>> BEGIN Material shown
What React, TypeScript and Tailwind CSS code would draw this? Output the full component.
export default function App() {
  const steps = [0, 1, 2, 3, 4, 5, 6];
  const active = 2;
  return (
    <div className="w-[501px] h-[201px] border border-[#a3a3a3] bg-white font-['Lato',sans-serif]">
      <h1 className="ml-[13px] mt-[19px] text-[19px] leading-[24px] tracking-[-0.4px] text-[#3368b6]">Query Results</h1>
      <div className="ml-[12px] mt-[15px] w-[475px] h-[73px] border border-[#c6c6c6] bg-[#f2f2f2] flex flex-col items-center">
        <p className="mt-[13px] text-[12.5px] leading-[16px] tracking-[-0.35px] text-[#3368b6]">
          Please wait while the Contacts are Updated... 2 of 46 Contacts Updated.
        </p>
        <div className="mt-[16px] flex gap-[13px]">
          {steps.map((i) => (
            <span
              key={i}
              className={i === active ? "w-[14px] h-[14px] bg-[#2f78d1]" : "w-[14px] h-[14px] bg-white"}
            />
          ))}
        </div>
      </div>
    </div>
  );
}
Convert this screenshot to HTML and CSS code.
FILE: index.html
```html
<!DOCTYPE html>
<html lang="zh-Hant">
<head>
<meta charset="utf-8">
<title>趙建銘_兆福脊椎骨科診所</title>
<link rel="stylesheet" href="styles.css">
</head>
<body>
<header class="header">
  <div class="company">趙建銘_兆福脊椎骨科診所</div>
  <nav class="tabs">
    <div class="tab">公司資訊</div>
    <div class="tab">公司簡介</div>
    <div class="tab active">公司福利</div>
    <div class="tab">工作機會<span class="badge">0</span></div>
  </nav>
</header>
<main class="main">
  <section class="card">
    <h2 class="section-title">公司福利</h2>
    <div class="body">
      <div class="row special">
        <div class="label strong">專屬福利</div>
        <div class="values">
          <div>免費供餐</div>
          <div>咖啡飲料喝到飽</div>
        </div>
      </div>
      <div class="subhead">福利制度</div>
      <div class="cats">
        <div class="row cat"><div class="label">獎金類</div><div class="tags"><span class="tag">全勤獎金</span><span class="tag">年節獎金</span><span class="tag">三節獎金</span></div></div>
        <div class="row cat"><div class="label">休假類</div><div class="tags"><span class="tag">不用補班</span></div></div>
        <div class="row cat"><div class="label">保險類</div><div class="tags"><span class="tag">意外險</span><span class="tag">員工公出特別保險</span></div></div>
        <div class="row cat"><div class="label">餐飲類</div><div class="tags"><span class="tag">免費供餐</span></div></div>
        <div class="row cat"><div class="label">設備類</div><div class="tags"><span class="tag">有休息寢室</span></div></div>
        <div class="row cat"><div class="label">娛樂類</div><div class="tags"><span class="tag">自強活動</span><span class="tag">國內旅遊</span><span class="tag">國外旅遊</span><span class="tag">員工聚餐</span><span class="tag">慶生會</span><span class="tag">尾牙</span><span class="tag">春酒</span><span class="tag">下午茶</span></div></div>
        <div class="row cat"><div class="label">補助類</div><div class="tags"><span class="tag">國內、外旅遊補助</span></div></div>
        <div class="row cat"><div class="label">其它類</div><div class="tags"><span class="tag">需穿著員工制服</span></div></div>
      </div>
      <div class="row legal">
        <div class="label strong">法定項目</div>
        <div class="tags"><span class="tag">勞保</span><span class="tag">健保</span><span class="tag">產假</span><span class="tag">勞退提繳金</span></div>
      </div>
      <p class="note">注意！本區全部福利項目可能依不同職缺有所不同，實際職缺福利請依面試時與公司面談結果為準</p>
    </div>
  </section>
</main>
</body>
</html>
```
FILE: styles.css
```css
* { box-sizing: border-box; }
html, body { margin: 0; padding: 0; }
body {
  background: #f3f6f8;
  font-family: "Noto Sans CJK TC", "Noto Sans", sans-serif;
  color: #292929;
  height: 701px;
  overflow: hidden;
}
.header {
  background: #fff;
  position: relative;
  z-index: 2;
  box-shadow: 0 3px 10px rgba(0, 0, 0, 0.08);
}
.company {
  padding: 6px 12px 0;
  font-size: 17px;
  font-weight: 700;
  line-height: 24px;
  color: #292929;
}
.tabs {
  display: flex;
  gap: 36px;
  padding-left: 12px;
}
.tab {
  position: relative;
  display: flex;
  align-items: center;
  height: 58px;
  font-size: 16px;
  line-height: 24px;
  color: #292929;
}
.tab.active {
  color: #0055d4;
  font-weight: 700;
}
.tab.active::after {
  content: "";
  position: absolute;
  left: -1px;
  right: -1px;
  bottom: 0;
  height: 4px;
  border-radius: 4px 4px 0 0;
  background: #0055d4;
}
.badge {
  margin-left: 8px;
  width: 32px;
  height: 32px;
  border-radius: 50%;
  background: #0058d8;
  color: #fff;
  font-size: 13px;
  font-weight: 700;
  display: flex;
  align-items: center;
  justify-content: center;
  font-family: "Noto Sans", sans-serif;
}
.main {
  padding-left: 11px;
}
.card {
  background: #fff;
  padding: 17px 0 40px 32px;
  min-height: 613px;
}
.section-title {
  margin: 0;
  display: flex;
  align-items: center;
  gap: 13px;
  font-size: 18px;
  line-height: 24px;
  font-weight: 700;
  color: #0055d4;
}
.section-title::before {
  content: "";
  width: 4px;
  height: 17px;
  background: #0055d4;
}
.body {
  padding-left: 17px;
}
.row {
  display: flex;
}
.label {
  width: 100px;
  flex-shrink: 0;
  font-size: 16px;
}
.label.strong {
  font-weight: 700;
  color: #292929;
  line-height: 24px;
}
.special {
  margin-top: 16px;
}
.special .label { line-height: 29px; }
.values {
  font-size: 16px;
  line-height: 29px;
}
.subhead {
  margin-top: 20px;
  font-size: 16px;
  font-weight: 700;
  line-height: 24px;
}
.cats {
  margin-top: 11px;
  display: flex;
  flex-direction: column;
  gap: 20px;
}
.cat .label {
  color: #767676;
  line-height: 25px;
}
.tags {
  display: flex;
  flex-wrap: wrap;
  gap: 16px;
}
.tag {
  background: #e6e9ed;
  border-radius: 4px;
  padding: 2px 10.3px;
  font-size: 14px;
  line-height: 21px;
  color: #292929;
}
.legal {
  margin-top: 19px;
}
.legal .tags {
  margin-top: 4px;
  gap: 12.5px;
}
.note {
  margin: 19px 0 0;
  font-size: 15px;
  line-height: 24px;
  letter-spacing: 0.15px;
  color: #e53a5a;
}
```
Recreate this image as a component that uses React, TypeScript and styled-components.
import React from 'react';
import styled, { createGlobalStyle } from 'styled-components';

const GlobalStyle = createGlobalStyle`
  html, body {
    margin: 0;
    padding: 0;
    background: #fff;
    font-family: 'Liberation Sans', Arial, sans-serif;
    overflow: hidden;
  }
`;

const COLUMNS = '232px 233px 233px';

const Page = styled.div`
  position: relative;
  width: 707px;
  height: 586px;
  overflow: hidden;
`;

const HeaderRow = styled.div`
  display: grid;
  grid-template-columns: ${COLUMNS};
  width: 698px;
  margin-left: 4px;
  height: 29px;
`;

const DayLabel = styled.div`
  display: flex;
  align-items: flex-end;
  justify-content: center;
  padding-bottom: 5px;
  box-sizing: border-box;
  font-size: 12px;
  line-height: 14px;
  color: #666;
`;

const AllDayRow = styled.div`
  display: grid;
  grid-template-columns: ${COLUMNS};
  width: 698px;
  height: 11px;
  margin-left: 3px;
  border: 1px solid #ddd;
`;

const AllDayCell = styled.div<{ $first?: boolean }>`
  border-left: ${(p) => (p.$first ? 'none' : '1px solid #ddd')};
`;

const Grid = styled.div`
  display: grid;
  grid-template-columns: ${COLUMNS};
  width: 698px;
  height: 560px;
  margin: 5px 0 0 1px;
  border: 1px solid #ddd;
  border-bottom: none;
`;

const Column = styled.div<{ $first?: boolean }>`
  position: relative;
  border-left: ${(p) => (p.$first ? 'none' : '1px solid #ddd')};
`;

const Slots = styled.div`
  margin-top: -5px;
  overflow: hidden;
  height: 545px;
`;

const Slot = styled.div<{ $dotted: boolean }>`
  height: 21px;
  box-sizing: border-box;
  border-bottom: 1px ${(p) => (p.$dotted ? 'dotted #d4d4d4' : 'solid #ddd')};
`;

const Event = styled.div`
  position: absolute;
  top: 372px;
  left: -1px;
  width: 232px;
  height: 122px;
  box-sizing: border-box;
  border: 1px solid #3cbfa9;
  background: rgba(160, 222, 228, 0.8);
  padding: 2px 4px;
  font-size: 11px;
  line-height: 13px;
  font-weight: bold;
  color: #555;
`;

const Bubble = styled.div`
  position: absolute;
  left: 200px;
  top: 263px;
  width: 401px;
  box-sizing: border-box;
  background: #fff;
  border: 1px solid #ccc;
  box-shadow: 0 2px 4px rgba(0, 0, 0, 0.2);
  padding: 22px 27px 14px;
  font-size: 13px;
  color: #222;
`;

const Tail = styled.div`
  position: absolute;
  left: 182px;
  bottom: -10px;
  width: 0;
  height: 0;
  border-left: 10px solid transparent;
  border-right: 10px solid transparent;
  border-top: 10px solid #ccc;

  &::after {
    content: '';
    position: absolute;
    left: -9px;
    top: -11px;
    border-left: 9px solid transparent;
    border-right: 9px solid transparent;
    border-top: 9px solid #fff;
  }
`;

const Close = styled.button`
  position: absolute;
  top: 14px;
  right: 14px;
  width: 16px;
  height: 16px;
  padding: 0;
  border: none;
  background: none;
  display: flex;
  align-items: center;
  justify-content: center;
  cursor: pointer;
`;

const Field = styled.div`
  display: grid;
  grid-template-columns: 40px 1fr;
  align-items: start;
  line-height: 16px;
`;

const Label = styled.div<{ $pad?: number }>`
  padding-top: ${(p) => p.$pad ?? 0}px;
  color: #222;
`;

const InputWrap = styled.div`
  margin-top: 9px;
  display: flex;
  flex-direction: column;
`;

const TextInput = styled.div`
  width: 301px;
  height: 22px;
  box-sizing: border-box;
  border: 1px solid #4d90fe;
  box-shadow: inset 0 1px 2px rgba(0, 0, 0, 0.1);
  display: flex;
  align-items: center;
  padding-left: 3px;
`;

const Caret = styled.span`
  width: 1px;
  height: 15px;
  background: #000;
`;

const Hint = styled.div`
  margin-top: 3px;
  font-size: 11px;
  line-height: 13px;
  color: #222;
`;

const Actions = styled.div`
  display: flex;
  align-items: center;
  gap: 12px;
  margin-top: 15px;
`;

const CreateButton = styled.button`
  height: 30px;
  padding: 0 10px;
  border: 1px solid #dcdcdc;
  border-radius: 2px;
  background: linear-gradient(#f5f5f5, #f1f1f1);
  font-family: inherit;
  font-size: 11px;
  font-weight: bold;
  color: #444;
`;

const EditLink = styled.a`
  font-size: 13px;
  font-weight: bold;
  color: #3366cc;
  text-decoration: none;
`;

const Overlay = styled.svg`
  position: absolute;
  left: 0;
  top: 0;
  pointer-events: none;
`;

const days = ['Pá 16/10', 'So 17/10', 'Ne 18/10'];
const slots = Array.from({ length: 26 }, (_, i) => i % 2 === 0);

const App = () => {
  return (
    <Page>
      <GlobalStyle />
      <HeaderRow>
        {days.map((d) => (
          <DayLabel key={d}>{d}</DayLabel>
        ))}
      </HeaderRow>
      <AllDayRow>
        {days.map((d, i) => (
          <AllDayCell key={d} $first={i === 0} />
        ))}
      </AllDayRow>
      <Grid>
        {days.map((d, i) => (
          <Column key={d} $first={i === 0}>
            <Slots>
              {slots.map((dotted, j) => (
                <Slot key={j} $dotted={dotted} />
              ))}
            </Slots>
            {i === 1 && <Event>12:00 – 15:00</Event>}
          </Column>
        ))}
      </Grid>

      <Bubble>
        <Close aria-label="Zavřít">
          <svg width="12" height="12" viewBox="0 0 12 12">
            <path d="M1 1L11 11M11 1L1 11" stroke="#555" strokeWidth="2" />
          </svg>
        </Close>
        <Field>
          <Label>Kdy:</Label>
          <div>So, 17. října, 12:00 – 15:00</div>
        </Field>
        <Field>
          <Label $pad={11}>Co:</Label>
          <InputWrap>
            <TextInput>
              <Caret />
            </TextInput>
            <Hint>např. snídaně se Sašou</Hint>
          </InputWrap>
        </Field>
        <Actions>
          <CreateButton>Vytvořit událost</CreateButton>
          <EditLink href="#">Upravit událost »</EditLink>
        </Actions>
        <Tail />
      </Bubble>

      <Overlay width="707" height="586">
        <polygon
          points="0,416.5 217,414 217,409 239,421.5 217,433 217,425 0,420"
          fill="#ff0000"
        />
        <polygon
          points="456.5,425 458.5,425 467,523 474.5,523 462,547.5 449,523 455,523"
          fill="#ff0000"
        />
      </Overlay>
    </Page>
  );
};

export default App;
>> END Material shown
§ Task goal
Determine the number of lines in the entries above where the string "code" appears. Answer with the number alone.

§ Correct answer
2